Note, I recommend shopping for ingredients at H Mart, an Asian-American supermarket with several locations in Atlanta.

Ingredients

Noodles:
  • 1 pack soba noodles (pick the ones made in Japan for the best texture)
  • 1 pack roasted seaweed (Nori or Wakame)

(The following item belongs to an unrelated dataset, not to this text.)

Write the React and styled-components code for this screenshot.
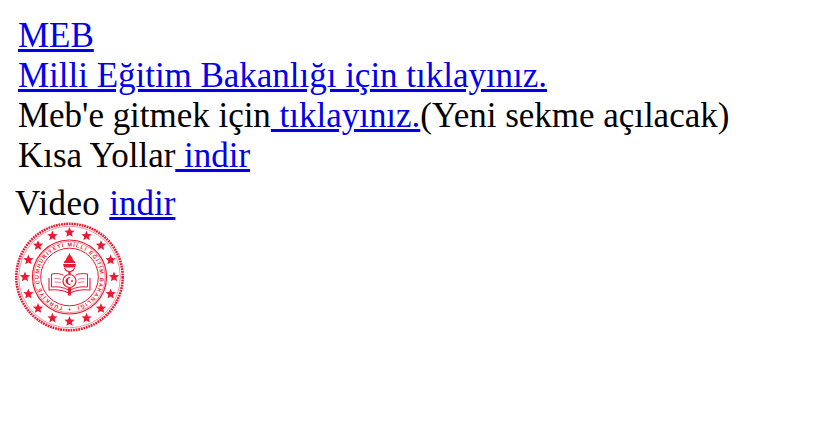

  • 1 cup julienned English cucumber (thin-skinned)
  • 1 cup baby spinach
  • ½ cup cherry tomatoes
  • ½ avocado per person (optional)
 
Seasoning:    
  • 1  tsp. sesame oil
  • 1 Tbsp. soba noodle sauce (one of the best sauces to have, can be used in soup or salad)
  • ½ tsp. soy sauce
  • ½ tsp roasted sesame seeds (optional)
 
Preparation
 
Bring water to a boil and add the soba noodles. Boil for about five minutes. Then drain and rinse under cold water to stop the cooking process. Do not underestimate the seemingly small bundle of noodles (70 gram dry in package). Once cooked, you could have 200 grams of noodles and enough for two.
 
Season the noodles with sesame oil, soy sauce, and soba noodle sauce. Toss well. Add in the julienned cucumber, spinach, seaweed, cherry tomatoes, and avocado (if using).
 
The natural flavor and texture of each ingredient will complement the others. If needed, add 1 tsp. more of the soba sauce; toss to coat evenly.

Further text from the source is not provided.